Le 2 juin dernier, la Commission a lancé une consultation citoyenne sur le Digital Service Act (DSA). L’objectif est de mettre en place une régulation des plateformes numériques. Le cadre législatif des services numériques est inchangé depuis vingt ans et l’adoption de la directive sur le commerce électronique en 2000. Il était alors impossible d’anticiper le poids que des acteurs devenus systémiques allaient prendre et l’extrême dépendance à ces plateformes que nos sociétés allaient développer. Ces acteurs sont devenus des « gates keeper », certains services ne sont accessibles que par leur intermédiaire. Un parallèle peut être fait entre la situation actuelle et la situation des grandes banques américaines en 2008. Ces banques étaient considérées comme « too big to fail », aujourd’hui les fournisseurs de services numériques se considèrent comme « too big to care ». C’est une erreur de leur part de croire que leur taille les dispensera d’adaptation. Alors qu’un superviseur avait été désigné lors de la régulation du système bancaire, l’Europe n’a pas l’intention de créer une agence spéciale pour superviser le respect des futures normes européennes. Les entités étatiques déjà existantes -comme le CSA en France- seront en charge de la surveillance des acteurs et de la mise en place des sanctions proportionnelles allant de l’interdiction d’accès au marché au démantèlement. Au niveau de l’Union, c’est la coordination de ces agences nationales qui sera mise en œuvre.
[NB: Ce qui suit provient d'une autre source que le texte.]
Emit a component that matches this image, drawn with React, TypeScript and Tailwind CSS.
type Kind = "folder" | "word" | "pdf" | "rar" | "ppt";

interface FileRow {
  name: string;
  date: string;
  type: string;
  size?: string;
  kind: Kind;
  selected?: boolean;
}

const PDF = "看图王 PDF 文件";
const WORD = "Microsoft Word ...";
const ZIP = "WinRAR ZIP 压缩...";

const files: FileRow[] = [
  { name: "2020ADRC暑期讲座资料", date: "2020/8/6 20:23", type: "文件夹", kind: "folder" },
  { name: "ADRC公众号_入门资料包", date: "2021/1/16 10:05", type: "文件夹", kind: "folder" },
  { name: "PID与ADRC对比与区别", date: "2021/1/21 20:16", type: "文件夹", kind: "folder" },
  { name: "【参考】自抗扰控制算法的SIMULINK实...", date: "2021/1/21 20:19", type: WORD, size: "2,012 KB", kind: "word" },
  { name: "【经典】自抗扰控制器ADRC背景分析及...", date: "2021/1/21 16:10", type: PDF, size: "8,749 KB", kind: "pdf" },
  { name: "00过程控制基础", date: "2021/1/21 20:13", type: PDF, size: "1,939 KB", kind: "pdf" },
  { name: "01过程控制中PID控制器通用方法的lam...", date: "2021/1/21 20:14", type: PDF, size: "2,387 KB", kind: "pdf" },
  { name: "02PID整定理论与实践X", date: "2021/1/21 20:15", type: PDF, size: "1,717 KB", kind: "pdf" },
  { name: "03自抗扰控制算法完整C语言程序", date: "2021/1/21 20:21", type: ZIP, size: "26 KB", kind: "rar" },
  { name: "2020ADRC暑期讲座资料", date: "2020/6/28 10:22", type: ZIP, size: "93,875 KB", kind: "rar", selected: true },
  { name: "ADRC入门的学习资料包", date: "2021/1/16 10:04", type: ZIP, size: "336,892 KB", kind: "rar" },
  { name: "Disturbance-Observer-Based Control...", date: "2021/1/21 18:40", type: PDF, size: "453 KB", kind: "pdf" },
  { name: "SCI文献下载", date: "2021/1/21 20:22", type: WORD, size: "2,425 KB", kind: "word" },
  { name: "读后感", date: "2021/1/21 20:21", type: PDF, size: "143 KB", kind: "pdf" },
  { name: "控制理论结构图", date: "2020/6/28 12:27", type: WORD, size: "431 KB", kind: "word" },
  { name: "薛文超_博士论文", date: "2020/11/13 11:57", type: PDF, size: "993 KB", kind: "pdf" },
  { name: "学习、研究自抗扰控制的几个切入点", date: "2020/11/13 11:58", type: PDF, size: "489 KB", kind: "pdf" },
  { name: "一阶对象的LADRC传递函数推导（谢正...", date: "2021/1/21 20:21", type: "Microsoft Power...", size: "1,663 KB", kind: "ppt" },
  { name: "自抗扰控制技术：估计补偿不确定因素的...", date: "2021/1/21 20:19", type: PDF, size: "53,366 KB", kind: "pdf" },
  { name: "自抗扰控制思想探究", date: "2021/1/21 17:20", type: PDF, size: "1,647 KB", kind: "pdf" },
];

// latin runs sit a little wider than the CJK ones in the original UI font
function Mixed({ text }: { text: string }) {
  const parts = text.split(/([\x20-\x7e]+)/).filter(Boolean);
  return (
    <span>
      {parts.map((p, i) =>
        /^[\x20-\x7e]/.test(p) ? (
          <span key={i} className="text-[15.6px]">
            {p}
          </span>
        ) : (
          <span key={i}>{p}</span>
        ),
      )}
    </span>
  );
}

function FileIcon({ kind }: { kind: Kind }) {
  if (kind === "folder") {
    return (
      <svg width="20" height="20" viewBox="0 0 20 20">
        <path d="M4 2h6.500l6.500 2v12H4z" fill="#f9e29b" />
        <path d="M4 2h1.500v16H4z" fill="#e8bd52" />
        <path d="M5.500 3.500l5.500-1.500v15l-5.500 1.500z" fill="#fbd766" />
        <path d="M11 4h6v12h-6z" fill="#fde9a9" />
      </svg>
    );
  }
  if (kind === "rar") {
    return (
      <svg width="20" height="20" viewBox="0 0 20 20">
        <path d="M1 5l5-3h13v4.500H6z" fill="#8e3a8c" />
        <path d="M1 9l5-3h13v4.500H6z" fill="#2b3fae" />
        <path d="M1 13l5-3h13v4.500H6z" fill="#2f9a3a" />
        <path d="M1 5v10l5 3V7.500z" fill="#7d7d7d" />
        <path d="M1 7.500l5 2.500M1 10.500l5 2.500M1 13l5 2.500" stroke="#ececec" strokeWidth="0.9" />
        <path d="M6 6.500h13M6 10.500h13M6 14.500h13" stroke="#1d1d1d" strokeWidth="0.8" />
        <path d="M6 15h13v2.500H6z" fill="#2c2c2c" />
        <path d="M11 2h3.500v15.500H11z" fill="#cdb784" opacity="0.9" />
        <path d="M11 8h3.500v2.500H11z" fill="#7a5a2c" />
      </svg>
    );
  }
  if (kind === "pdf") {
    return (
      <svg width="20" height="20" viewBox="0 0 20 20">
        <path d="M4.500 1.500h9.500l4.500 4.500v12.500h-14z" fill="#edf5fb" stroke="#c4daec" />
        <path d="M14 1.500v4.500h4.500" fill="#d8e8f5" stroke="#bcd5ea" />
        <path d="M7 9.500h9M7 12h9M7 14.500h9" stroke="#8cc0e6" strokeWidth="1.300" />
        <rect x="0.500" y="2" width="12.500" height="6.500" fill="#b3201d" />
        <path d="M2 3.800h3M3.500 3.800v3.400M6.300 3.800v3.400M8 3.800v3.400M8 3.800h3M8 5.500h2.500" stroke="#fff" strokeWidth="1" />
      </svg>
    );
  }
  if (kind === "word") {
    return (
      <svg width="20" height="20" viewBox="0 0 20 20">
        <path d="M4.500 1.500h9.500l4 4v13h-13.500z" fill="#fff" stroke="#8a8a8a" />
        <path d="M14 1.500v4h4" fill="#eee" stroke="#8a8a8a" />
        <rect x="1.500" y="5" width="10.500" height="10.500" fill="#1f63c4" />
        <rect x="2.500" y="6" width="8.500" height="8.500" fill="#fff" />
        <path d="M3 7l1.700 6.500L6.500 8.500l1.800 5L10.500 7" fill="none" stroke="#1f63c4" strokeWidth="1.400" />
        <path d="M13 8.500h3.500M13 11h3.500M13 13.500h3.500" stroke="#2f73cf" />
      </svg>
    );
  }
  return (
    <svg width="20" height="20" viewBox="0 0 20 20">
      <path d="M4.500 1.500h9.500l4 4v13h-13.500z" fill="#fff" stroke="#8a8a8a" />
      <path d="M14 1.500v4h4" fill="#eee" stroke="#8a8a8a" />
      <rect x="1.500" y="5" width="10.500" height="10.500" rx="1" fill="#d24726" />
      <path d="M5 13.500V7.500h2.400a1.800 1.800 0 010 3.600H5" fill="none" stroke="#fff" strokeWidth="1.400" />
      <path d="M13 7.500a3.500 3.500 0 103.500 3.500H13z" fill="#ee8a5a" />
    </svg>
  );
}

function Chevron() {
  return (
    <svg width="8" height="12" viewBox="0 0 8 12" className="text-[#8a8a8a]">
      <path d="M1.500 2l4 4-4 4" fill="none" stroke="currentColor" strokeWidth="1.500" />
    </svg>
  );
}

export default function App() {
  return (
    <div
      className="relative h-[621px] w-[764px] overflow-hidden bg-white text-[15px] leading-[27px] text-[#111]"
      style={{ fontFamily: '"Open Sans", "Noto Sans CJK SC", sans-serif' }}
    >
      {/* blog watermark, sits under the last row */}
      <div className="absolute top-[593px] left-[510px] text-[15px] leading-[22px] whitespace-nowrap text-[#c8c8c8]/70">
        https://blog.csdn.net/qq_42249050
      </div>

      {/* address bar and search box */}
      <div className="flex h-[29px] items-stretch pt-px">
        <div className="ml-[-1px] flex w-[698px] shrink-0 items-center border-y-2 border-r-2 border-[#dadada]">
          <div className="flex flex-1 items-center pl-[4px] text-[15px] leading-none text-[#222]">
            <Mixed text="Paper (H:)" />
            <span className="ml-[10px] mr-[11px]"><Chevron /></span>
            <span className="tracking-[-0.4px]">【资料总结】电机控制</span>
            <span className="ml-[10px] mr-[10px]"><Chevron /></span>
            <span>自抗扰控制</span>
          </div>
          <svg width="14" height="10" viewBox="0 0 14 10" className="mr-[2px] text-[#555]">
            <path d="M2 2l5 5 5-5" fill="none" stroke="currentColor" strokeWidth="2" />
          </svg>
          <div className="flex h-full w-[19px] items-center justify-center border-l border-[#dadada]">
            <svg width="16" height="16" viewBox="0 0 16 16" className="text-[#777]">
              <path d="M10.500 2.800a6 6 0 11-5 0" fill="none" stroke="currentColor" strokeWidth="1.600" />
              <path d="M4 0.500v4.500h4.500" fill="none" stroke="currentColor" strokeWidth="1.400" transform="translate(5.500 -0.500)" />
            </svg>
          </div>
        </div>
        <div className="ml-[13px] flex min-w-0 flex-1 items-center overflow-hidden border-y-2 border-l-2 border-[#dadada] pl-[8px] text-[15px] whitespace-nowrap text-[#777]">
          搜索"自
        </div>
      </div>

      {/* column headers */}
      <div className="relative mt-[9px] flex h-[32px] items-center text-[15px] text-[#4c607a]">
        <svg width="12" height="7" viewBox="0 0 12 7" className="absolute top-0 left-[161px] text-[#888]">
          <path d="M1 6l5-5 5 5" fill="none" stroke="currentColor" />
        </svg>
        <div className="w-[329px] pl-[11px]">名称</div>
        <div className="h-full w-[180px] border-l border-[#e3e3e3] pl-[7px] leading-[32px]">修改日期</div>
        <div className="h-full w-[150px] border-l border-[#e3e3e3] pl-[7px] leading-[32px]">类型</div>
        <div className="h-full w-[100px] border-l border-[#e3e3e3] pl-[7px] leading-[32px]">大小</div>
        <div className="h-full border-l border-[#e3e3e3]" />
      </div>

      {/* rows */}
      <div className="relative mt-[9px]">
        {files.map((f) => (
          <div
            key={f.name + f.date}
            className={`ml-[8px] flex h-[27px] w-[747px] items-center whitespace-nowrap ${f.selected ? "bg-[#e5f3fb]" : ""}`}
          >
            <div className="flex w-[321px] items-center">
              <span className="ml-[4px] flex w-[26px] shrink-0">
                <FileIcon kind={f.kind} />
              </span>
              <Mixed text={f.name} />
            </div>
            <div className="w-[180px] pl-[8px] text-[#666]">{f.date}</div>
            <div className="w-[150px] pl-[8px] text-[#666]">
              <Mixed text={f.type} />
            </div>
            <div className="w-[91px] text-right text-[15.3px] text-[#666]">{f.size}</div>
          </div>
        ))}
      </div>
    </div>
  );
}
Un acte parallèle et séparé du DSA sera entériné d’ici le début de l’année 2021 concernant l’utilisation et le stockage des données de santé ; le Data Act. L’Europe sera très stricte en matière d’anonymisation et de confidentialité de ces données.
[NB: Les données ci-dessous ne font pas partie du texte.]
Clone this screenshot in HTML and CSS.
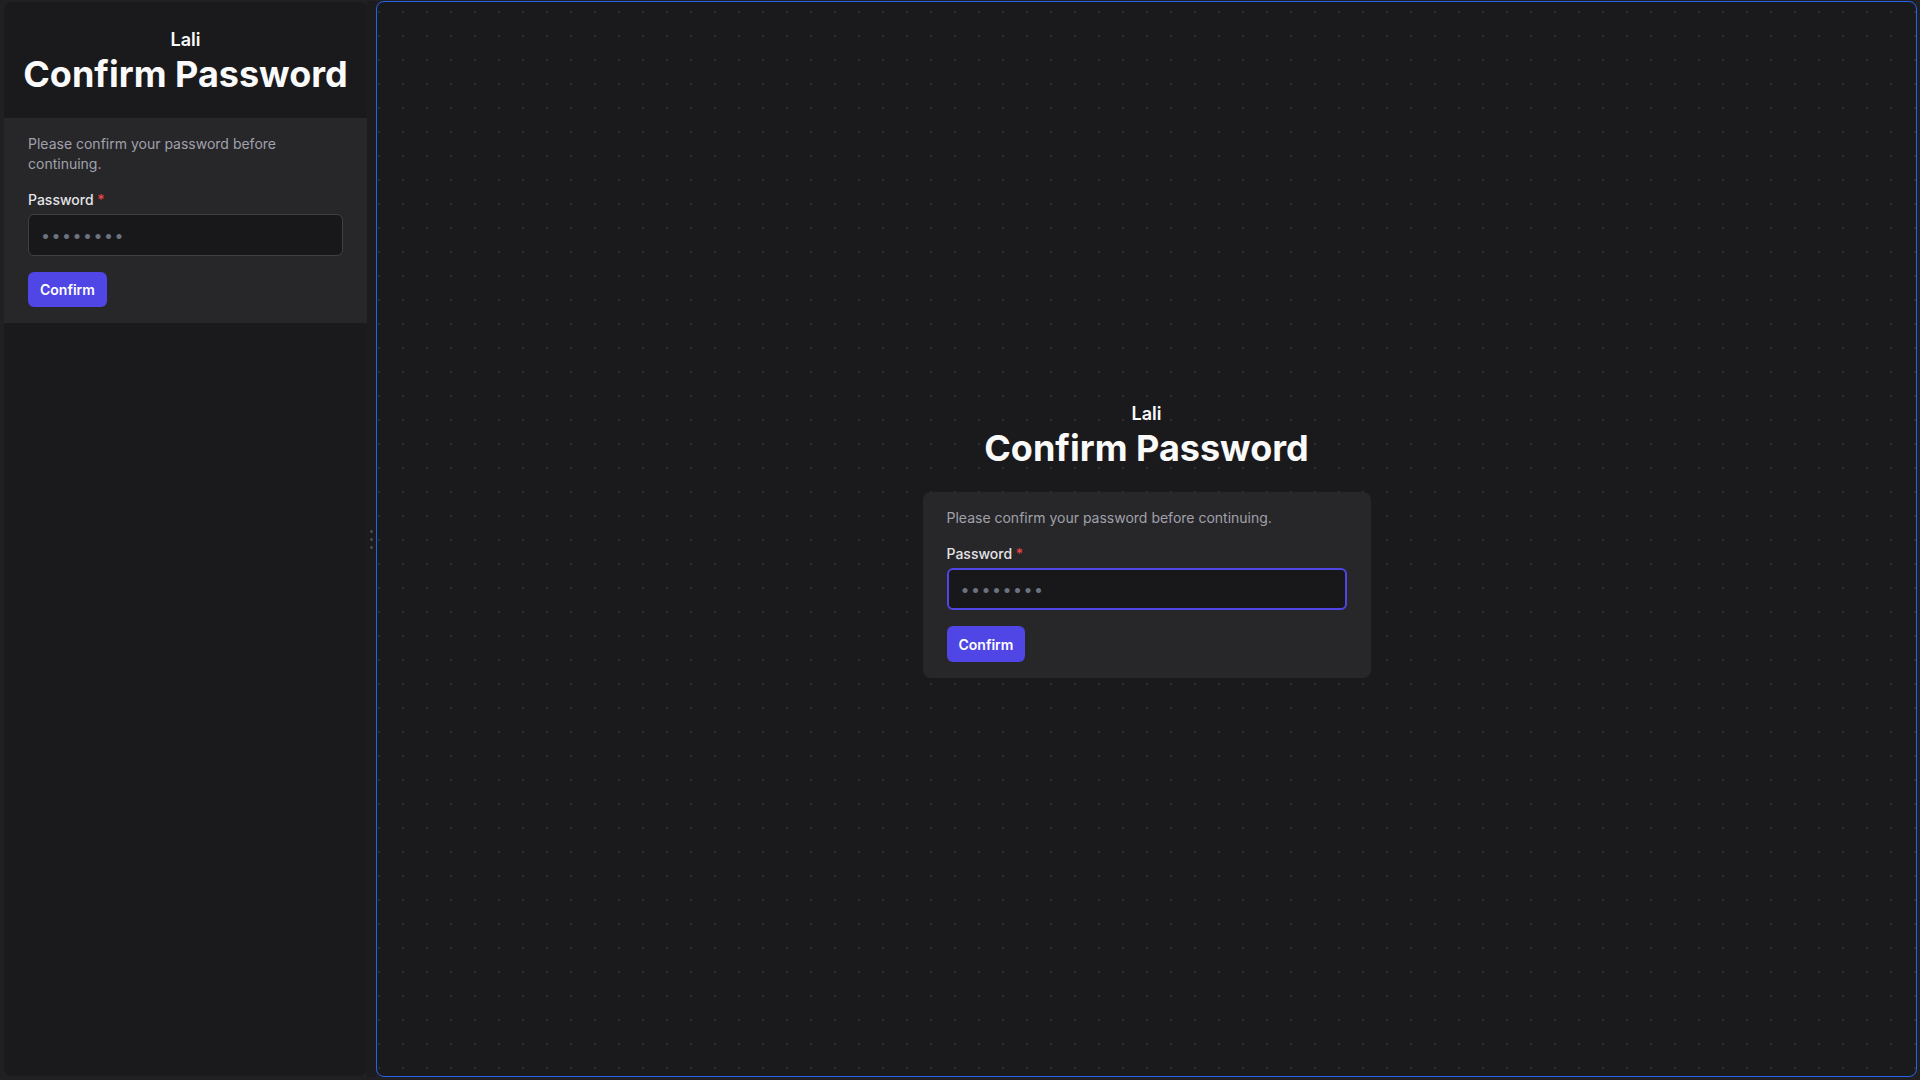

La sécurisation de la 5G comme enjeu de souveraineté

Actuellement, tous les États membres lancent leurs enchères concernant la fourniture du réseau 5G. Alors que des débats importants et nécessaires ont lieux en leur sein, l’Europe s’engage à prendre des mesures afin de garantir la santé et la sécurité de ses citoyens. Concernant l’impact des ondes électromagnétiques sur leur environnement, des études sont menées afin de déterminer un seuil d’émissions au-delà duquel un danger pourrait se présenter. L’Europe appliquera ensuite un calibrage des émissions ne pouvant dépasser 1/50e du seuil. La Commission réaffirme parallèlement son attachement au déploiement de ces technologies pour le monde de l’industrie. La 5G, contrairement aux générations précédentes, n’est pas développée dans l’optique de permettre l’échange de données personnelles en BtoC ou CtoC. Elle permettra la gestion de processus de sécurité publique, de santé et de gestion d’entreprises. Les données échangées seront sensibles. Cette particularité de la 5G par rapport aux autres générations de réseaux hertziens en fait un élément important dans la quête d’une plus grande souveraineté européenne mais également un facteur d’accroissement du risque. Les opérations de maintenance essentielles concernant le cœur qui contrôle le réseau 5G sont gérées par les opérateurs de télécommunication. Or, certains pays, notamment les États-Unis et la Chine, ont des législations qui peuvent autoriser des équipementiers à donner accès aux données à leurs États. Ceci n’est évidemment pas compatible avec l’intérêt des acteurs politiques et économiques Européens. Par ailleurs, le grand nombre d’antennes nécessaires au fonctionnement du réseau 5G opère comme une multitude de points de pénétration, faisant ainsi augmenter la surface de vulnérabilités aux attaques venant de groupes criminels organisés ou d’États malveillants.

L’avancée des chantiers numériques est maintenant entre les mains des États membres qui auront jusqu’au printemps prochain pour proposer leur plan de relance national à la Commission européenne. L’attribution des fonds nécessaires à l’accélération de la transition numérique sera conditionnée à leur approbation. Le Commissaire Breton le rappelle : il faut aller vite. L’objectif est ambitieux. Il s’agit de faire de l’Europe le continent le plus connecté du monde d’ici à 2030.